Por eso, es impropio, incongruente e incluso impensable que un creyente se una carnalmente con un incrédulo, y peor aún, con una prostituta. Sería un acto de profanación: el templo de Dios unido al templo de un ídolo inmundo.

Solo imaginarlo produce repulsión espiritual. Es una contaminación tan profunda que hiere la santidad que Dios puso en nosotros.

3. Mi cuerpo fue comprado a precio de sangre

En nuestro nuevo nacimiento, Dios adquirió nuestro cuerpo mediante la sangre preciosa de Cristo derramada en la cruz. Ese precio infinito nos revela el valor que Él nos otorgó. Por eso, Dios es nuestro dueño por partida doble: por creación y por redención.

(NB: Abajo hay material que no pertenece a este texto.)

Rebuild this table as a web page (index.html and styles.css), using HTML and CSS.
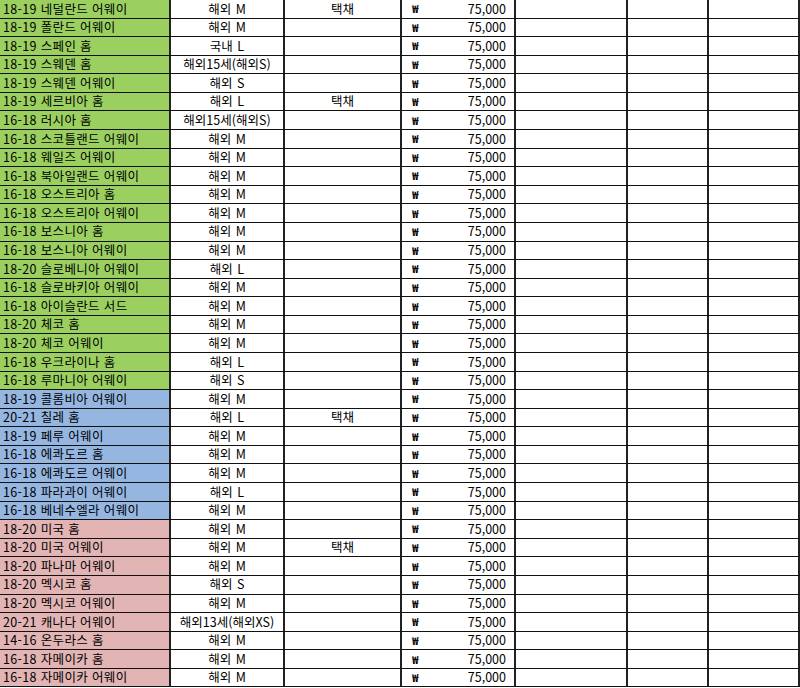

Somos propiedad privada del Altísimo. Somos propiedad sagrada. No nos pertenecemos. El uso indebido de nuestro cuerpo —especialmente en pecados sexuales— se convierte en un delito espiritual: apropiación indebida del cuerpo que Dios compró, santificó y dedicó para Su gloria.

Antes de concluir, quiero darte cinco recordatorios que he mencionado en ocasiones anteriores y que nunca debemos olvidar:

1. El pecado sexual es veneno para la verdadera felicidad.

Promete cielo, pero entrega infierno emocional, espiritual y físico.

2. El pecado sexual es una esclavitud literal.

Enreda, adormece, domina, humilla y destruye.

3. El pecado sexual ofrece cinco minutos de placer y décadas de vergüenza.

Un instante de decisión puede marcar toda una vida.

4. El pecado sexual ofende directamente la ley de Dios.

No es un desliz; es una tragedia espiritual.

5. Nadie que practica el pecado sexual puede vivir el cristianismo ideal.

Te aleja de la oración, de la santidad, de la paz y del propósito.

Pero aún queda esperanza: Cristo. Y a pesar de todo esto… aún queda Cristo.

El Cristo que restaura, limpia, perdona, renueva y levanta. El Cristo que puede y quiere salvarte. El Cristo que rompe cadenas, que borra pasados y que hace nuevas todas las cosas. ¡Ven a Él y serás verdaderamente libre!